Kjell froze, arrested by the painted face of the girl with the same name as his mother. Sasha reached for his hand again, anchoring him, but she continued, her voice adopting the sing-song quality she used whenever she told stories.
“No one talked about Koorah when I came to Caarn. She had been gone a long time.” Sasha took a deep breath, steadying herself, and he glanced down at her, noting the flush on her cheeks and the trembling of her lips. She was as stricken as he. “She would have been queen, Kjell. In Caarn, the throne passes to the oldest child, not the oldest son. She never married, but Aren says she was well-loved. There were suitors, of course, but no one turned her head or won her heart. When she was twenty-eight summers, she disappeared. Aren believed she’d fallen in love with someone unfit to be king. She boarded a ship in the Bay of Dendar, and no one ever saw her again. King Gideon and Queen Briona convinced themselves she was lost at sea. It was easier to believe her dead than to worry about her wellbeing. And everyone knew there were terrible creatures in the Jeruvian Sea,” Sasha added on a whisper.
“Koorah was my mother’s name,” Kjell murmured, his throat too constricted for greater sound.
“I know,” she answered, her voice as hushed as his. “You told me once. But I didn’t even remember my own name then. Today, when you told the trees to move and they obeyed, Padrig asked you where your mother was from.”
“And you remembered her name,” he supposed.
“Yes.” She nodded. For a moment they were quiet, contemplative. Kjell’s mind pulsed with possibilities he discarded almost as quickly as they came. But Sasha wasn’t finished.
“I remembered your mother’s name, and I remembered the story of Koorah, the Healer, who would have been queen,” she said.
“The Healer?”
“Yes, Captain, a Healer.” Sasha lifted her eyes to his, and he could only gaze back, suddenly seeing another slave woman in a foreign land. He’d never known what his mother looked like. He still didn’t, but he gave her blue eyes and golden hair like the portrait on the wall. He gave her a stubborn jaw and a mouth that looked like his.
“Koorah is not a common name,” Sasha murmured.
“No,” he agreed.
“The trees obeyed you,” Sasha reminded.
“Yes.” There was no denying it.
“She was a Healer. You are a Healer.”
He nodded again.
“If you are Lady Koorah of Caarn’s son, then . . . you are the King of Caarn.”

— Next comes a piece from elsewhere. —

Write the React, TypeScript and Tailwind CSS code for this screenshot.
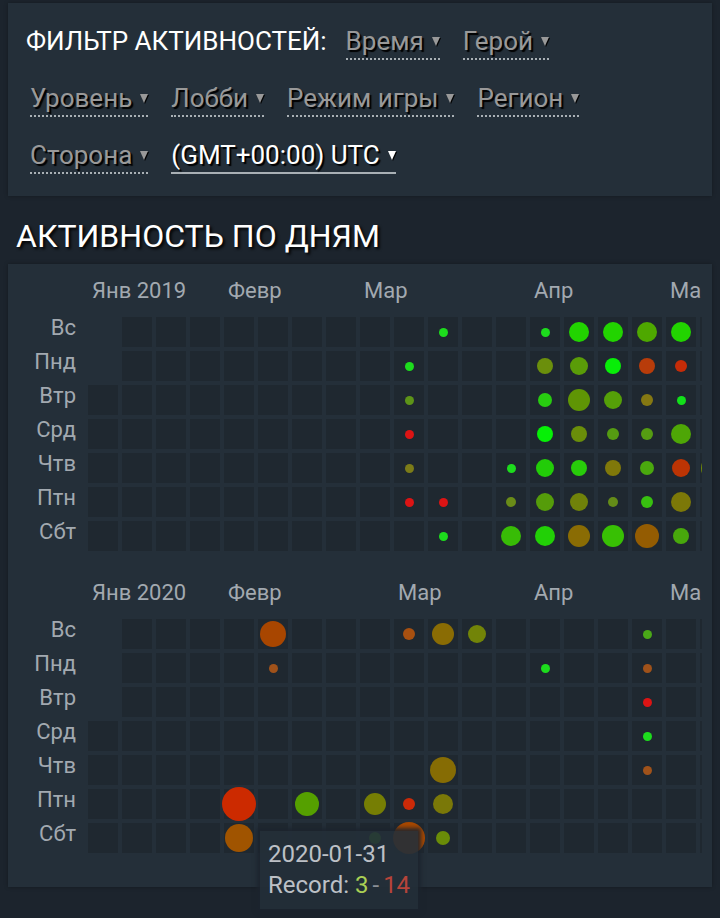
import { clsx } from 'clsx';

const DAYS = ['Вс', 'Пнд', 'Втр', 'Срд', 'Чтв', 'Птн', 'Сбт'];
const WEEKS = Array.from({ length: 19 }, (_, i) => i);

const FILTERS = ['Время', 'Герой', 'Уровень', 'Лобби', 'Режим игры', 'Регион', 'Сторона'];

// week, dot diameter, color
type Dot = [number, number, string];

interface Year {
  year: number;
  // first weekday of the year
  firstDay: number;
  months: { label: string; span: number }[];
  days: Dot[][];
}

const YEARS: Year[] = [
  {
    year: 2019,
    firstDay: 2,
    months: [
      { label: 'Янв 2019', span: 4 },
      { label: 'Февр', span: 4 },
      { label: 'Мар', span: 5 },
      { label: 'Апр', span: 4 },
      { label: 'Ма', span: 2 },
    ],
    days: [
      [[10, 9, '#1ddc1d'], [13, 9, '#1ddc1d'], [14, 20, '#22d400'], [15, 20, '#22d400'], [16, 20, '#4ea800'], [17, 20, '#22d400']],
      [[9, 9, '#1ddc1d'], [13, 16, '#6b8f0c'], [14, 18, '#5a9c08'], [15, 16, '#08ee08'], [16, 16, '#b83c0a'], [17, 12, '#c52c08']],
      [[9, 9, '#5d9418'], [13, 14, '#28cc10'], [14, 22, '#5f9505'], [15, 18, '#55a008'], [16, 12, '#857812'], [17, 9, '#12e01a']],
      [[9, 9, '#dc1414'], [13, 16, '#06f006'], [14, 16, '#6a8e0a'], [15, 12, '#559c12'], [16, 12, '#559c12'], [17, 20, '#4ea606']],
      [[9, 9, '#7c7c18'], [12, 9, '#1ddc1d'], [13, 18, '#22cc08'], [14, 16, '#28cc0a'], [15, 16, '#80780a'], [16, 14, '#4aa80e'], [17, 18, '#bc3404'], [18, 28, '#6f8a08']],
      [[9, 9, '#dc1414'], [10, 9, '#dc1414'], [12, 10, '#6a8c18'], [13, 18, '#559c0a'], [14, 18, '#70820a'], [15, 10, '#648c18'], [16, 12, '#38c010'], [17, 20, '#7c7808']],
      [[10, 9, '#1ddc1d'], [12, 20, '#38bc06'], [13, 20, '#22d006'], [14, 22, '#8a6c04'], [15, 22, '#38c004'], [16, 24, '#945c02'], [17, 16, '#48a80c']],
    ],
  },
  {
    year: 2020,
    firstDay: 3,
    months: [
      { label: 'Янв 2020', span: 4 },
      { label: 'Февр', span: 5 },
      { label: 'Мар', span: 4 },
      { label: 'Апр', span: 4 },
      { label: 'Ма', span: 2 },
    ],
    days: [
      [[5, 26, '#a84600'], [9, 12, '#a85010'], [10, 22, '#8a6c04'], [11, 18, '#728408'], [16, 9, '#4aa818']],
      [[5, 9, '#a0521a'], [13, 9, '#1ddc1d'], [16, 9, '#a0521a']],
      [[16, 9, '#dc1414']],
      [[16, 9, '#1ddc1d']],
      [[10, 26, '#866c04'], [16, 9, '#a0521a']],
      [[4, 34, '#cc2a00'], [6, 24, '#55a000'], [8, 22, '#767e04'], [9, 12, '#cc2a08'], [10, 20, '#7a7808']],
      [[4, 28, '#a05400'], [8, 12, '#4aa818'], [9, 32, '#a84800'], [10, 14, '#6a8c08']],
    ],
  },
];

function FilterButton({ label, active }: { label: string; active?: boolean }) {
  return (
    <button
      type="button"
      className={clsx(
        'mx-1 flex items-center gap-2 border-b-2 border-[#a9b0b5] pb-px leading-8 [text-shadow:2px_2px_1px_#000]',
        active ? 'border-solid text-white' : 'border-dotted text-[#999]'
      )}
    >
      {label}
      <svg viewBox="0 0 8 9" className="h-[9px] w-2 overflow-visible drop-shadow-[1px_1px_0_#000]" aria-hidden="true">
        <path d="M0 0h8L4 9z" fill="currentColor" />
      </svg>
    </button>
  );
}

function YearTable({ months, days, firstDay, year }: Year) {
  return (
    <div className="overflow-hidden">
      <table aria-label={`${year}`} className="w-[726px] table-fixed border-separate border-spacing-0">
        <thead>
          <tr className="h-[51px]">
            <td className="w-20" />
            {months.map((m) => (
              <th key={m.label} colSpan={m.span} scope="colgroup" className="pb-0.5 pl-1 text-left font-normal whitespace-nowrap">
                {m.label}
              </th>
            ))}
          </tr>
        </thead>
        <tbody>
          {DAYS.map((day, row) => (
            <tr key={day} className="h-[34px]">
              <th scope="row" className="pr-3 pb-3 text-right leading-[22px] font-normal">
                {day}
              </th>
              {WEEKS.map((week) => {
                const dot = days[row].find((d) => d[0] === week);
                const empty = week === 0 && row < firstDay;
                return (
                  <td key={week} className="p-0">
                    <div className={clsx('mb-1 flex size-[30px] items-center justify-center', !empty && 'bg-[#1f2830]')}>
                      {dot && (
                        <span
                          className="shrink-0 rounded-full"
                          style={{ width: dot[1], height: dot[1], backgroundColor: dot[2] }}
                        />
                      )}
                    </div>
                  </td>
                );
              })}
            </tr>
          ))}
        </tbody>
      </table>
    </div>
  );
}

export default function App() {
  return (
    <div className="min-h-screen bg-[#1c242d] px-2 pt-[3px] pb-[31px] font-[Roboto,sans-serif] text-[#a2a9b0]">
      <section className="flex flex-wrap items-start gap-x-[15px] gap-y-[22px] bg-[#242f39] py-[22px] pr-8 pl-[18px] text-[26px] shadow-[0_0_4px_rgba(0,0,0,0.3)]">
        <h2 className="leading-8 text-white uppercase">Фильтр активностей:</h2>
        {FILTERS.map((label) => (
          <FilterButton key={label} label={label} />
        ))}
        <FilterButton label="(GMT+00:00) UTC" active />
      </section>

      <h1 className="px-2 pt-[22px] pb-[10px] text-[32px] leading-9 text-white uppercase [text-shadow:2px_2px_3px_#000]">
        Активность по дням
      </h1>

      <section className="relative flex flex-col gap-[13px] bg-[#242f39] pt-0.5 pr-[10px] pb-[30px] text-[22px] shadow-[0_0_4px_rgba(0,0,0,0.3)]">
        {YEARS.map((y) => (
          <YearTable key={y.year} {...y} />
        ))}

        <div
          role="tooltip"
          className="absolute top-[567px] left-[252px] bg-[#242f39]/90 p-2 text-[24px] leading-[31px] whitespace-nowrap text-[#bcc0c6] shadow-[0_0_4px_3px_rgba(28,36,45,0.9)]"
        >
          <div>2020-01-31</div>
          <div>
            Record: <span className="text-[#a9cf54]">3</span>
            <span className="px-1 text-[#8a8f96]">-</span>
            <span className="text-[#b5443a]">14</span>
          </div>
        </div>
      </section>
    </div>
  );
}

He began shaking his head, adamant and disbelieving. This is where they would not agree. “It could never be proven. And I don’t have any desire to be king.”
“Kell means prince in Dendar,” Sasha whispered.
“I was named after the Kjell Owl! The midwife named me,” Kjell argued.
“Is it possible . . . Koorah . . . named you?” Sasha asked.
“I know only what I was told,” he whispered, and turned away from the painting. “It makes no sense. My father—Zoltev—would have married her if she was heir to a throne. It would have been an advantageous match.”
“Maybe she never told him . . . maybe, like you, she had no desire to be queen, and maybe Zoltev was not the man she followed to Jeru.”
“Or maybe she simply loved . . . badly, and realized too late,” he acquiesced, and his eyes found Sasha’s. “We will never know.”
“No. Not for certain. But I had to show you. It would have been wrong to keep it from you.”
“Keep what from me? Her name was Koorah. It means nothing to me! She means nothing to me. There is no one here, Sasha. We are surrounded by trees and little else.” He ground his palms into his eyes. He was tired, overwrought, and the words that he uttered next were not words he was proud of. “Come back to Jeru. Come back with me, Sasha. Please.”
She bowed her head, and he felt her agony even as he cursed his own weakness. He clenched his fists and looked for something to break.
“I cannot turn my back on these people,” she said.